Let $L : [a,b] \times \mathbb{R} \times \mathbb{R} \to \mathbb{R}$ be a $C^2$ Lagrangian satisfying the strengthened Legendre condition $\partial_{y'y'} L > 0$ throughout a region $D \subset [a,b] \times \mathbb{R}$. Let $y_0 : [a,b] \to \mathbb{R}$ be an extremal whose graph lies in $D$. The following conditions are equivalent:
1. There exists a field of extremals over $D$ in which $y_0$ is embedded.
2. There exists a $C^2$ solution $S : D \to \mathbb{R}$ of the Hamilton–Jacobi equation $S_x + H(x, y, S_y) = 0$ such that $S_y(x, y_0(x)) = \partial_{y'} L(x, y_0, y_0')$ along $y_0$.

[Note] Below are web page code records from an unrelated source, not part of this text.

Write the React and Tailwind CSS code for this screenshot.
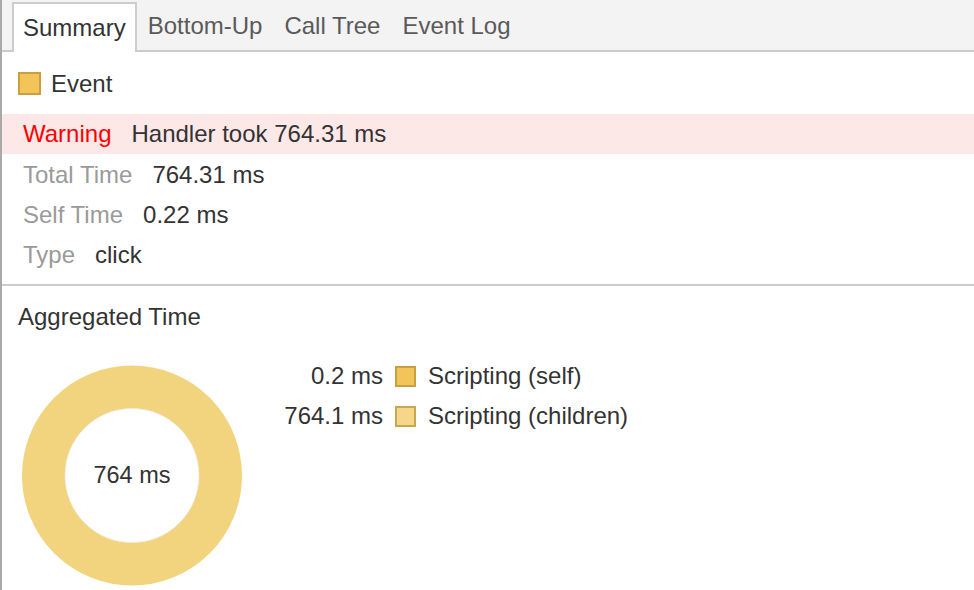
import React from "react";

const tabs = ["Summary", "Bottom-Up", "Call Tree", "Event Log"];

const details = [
  { label: "Total Time", value: "764.31 ms" },
  { label: "Self Time", value: "0.22 ms" },
  { label: "Type", value: "click" },
];

const legend = [
  { value: "0.2 ms", name: "Scripting (self)", fill: "bg-[#f2c45a]", border: "border-[#c9a03f]" },
  { value: "764.1 ms", name: "Scripting (children)", fill: "bg-[#f4d78a]", border: "border-[#c9a74e]" },
];

const Donut = () => (
  <svg width="220" height="221" viewBox="0 0 220 221" className="block">
    <circle cx="110" cy="110.5" r="88.5" fill="none" stroke="#f2d37e" strokeWidth="43" />
    <circle cx="110" cy="110.5" r="67" fill="#fff" stroke="#e8e2d0" strokeWidth="0.6" />
    <text
      x="110"
      y="112"
      textAnchor="middle"
      dominantBaseline="middle"
      fontSize="23.5"
      fill="#333"
      fontFamily="'Liberation Sans', Arial, sans-serif"
    >
      764 ms
    </text>
  </svg>
);

const App = () => {
  return (
    <div className="w-[974px] h-[590px] overflow-hidden bg-white border-l-2 border-[#a9a9a9] font-['Liberation_Sans',Arial,sans-serif] text-[24px] text-[#333]">
      {/* tab strip */}
      <div className="h-[52px] bg-[#f3f3f3] border-b-2 border-[#cbcbcb] flex items-end pl-[10px]">
        {tabs.map((t, i) =>
          i === 0 ? (
            <div
              key={t}
              className="h-[50px] -mb-[2px] bg-white border-2 border-b-0 border-[#cdcdcd] px-[9px] flex items-center text-[#333]"
            >
              {t}
            </div>
          ) : (
            <div key={t} className="h-[48px] px-[11px] flex items-center text-[#5a5a5a]">
              {t}
            </div>
          )
        )}
      </div>

      {/* event header */}
      <div className="h-[62px] flex items-center pl-[16px]">
        <span className="w-[23px] h-[23px] bg-[#f2c45a] border-2 border-[#c9a03f] mr-[10px]" />
        <span className="pt-[1px]">Event</span>
      </div>

      {/* warning */}
      <div className="h-[40px] bg-[#fde8e8] flex items-center pl-[21px]">
        <span className="text-[#ff0000] mr-[20px]">Warning</span>
        <span>Handler took 764.31 ms</span>
      </div>

      <div className="pb-[10px] border-b-2 border-[#cccccc]">
        {details.map((d) => (
          <div key={d.label} className="h-[40px] flex items-center pl-[21px] pt-[1px]">
            <span className="text-[#9a9a9a] mr-[20px]">{d.label}</span>
            <span>{d.value}</span>
          </div>
        ))}
      </div>

      {/* aggregated */}
      <div className="pt-[19px] pl-[16px]">
        <div className="leading-[24px]">Aggregated Time</div>
        <div className="mt-[27px] flex items-start">
          <div className="mt-[9px] ml-[4px]">
            <Donut />
          </div>
          <div className="ml-[41px] grid grid-cols-[100px_auto_auto] items-center">
            {legend.map((l) => (
              <React.Fragment key={l.name}>
                <span className="h-[40px] flex items-center justify-end">{l.value}</span>
                <span className={`ml-[12px] w-[21px] h-[21px] border-2 ${l.fill} ${l.border}`} />
                <span className="ml-[12px]">{l.name}</span>
              </React.Fragment>
            ))}
          </div>
        </div>
      </div>
    </div>
  );
};

export default App;
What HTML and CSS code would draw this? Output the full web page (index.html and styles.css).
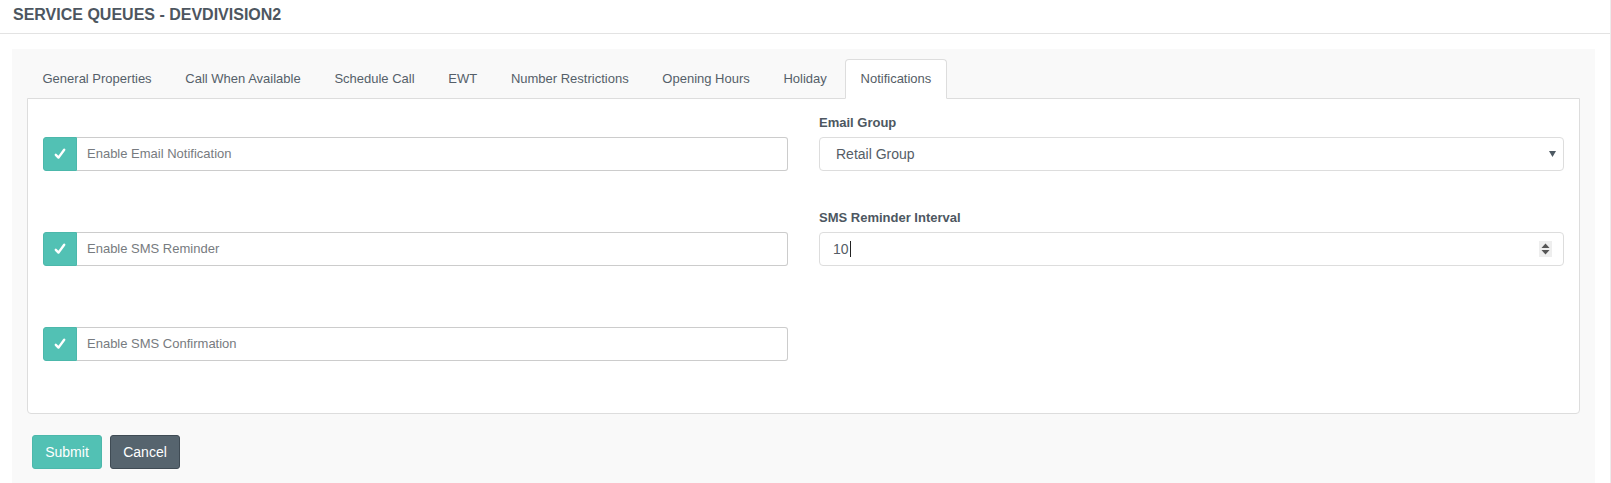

When either (and hence both) conditions hold, the extremal $y_0$ satisfies
\begin{align*}
J[y] - J[y_0] = \int_a^b \mathcal{E}(x,\, y(x),\, y'(x),\, p(x, y(x)))\, dx \ge 0
\end{align*}
for every competing curve $y$ with the same endpoints whose graph lies in $D$, where $\mathcal{E}(x,y,q,p) = L(x,y,q) - L(x,y,p) - (q-p)\partial_{y'} L(x,y,p)$ is the Weierstrass excess function. Under the strengthened Legendre condition, $\mathcal{E} \ge 0$ with equality iff $q = p$, so $y_0$ is the unique minimum among curves lying in $D$.